### Problem:
Extract every line that contains the string "Reproduce".

### Excerpted records:
********

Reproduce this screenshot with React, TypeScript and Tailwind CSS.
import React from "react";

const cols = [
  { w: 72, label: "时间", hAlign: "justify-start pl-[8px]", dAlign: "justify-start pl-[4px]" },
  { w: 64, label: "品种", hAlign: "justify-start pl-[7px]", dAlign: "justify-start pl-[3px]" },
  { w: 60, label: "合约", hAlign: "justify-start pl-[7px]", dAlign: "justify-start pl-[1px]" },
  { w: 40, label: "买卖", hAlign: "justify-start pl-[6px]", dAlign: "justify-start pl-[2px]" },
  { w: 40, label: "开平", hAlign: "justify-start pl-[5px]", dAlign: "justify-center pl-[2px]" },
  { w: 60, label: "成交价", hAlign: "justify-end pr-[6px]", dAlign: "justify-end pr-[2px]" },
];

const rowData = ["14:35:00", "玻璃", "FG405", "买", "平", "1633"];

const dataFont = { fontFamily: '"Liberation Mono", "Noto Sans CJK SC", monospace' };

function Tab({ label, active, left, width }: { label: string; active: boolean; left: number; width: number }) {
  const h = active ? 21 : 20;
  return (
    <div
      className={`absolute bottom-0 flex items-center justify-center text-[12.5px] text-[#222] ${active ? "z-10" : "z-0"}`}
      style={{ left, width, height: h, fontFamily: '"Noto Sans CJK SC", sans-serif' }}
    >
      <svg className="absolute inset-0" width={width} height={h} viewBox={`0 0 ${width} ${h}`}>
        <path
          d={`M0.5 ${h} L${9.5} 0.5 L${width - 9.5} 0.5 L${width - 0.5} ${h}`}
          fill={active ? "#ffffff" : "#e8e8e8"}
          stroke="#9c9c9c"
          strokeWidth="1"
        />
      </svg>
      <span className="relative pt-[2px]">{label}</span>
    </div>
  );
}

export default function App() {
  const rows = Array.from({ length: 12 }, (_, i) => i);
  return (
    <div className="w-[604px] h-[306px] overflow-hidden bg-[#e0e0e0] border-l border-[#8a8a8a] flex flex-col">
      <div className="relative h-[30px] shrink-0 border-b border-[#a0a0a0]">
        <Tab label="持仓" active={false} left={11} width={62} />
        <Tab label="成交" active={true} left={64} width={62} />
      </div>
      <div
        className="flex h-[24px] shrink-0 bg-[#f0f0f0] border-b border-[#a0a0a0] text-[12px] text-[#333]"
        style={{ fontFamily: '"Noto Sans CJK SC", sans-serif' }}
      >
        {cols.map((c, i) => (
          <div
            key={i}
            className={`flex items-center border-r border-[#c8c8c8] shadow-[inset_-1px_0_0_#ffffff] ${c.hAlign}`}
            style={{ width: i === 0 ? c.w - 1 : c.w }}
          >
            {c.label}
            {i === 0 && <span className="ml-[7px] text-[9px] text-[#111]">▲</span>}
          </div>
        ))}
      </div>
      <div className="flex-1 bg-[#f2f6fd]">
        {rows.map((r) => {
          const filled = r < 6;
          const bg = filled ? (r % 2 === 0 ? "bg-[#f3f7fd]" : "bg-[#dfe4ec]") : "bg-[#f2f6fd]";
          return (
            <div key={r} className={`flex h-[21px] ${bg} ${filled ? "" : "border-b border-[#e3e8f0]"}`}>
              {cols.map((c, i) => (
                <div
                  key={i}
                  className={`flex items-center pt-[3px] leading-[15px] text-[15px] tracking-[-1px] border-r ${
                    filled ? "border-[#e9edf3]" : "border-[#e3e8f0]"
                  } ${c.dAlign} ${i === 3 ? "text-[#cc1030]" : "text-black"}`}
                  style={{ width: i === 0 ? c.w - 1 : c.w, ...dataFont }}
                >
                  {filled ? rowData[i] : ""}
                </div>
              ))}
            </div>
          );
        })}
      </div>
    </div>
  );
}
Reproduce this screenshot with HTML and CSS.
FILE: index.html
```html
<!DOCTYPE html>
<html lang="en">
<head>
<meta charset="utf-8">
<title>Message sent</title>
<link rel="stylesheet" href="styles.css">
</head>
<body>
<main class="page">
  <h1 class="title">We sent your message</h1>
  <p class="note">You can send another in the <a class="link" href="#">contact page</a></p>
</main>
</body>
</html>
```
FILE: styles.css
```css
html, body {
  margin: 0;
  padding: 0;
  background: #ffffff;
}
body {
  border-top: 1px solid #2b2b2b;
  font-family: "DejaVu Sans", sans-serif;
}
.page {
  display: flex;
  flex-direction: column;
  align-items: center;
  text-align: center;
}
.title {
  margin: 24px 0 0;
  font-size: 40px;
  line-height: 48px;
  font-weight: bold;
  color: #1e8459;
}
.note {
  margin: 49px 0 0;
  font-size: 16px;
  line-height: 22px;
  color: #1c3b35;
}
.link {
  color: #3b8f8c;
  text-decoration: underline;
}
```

********

### Reply:
Reproduce this screenshot with React, TypeScript and Tailwind CSS.
Reproduce this screenshot with HTML and CSS.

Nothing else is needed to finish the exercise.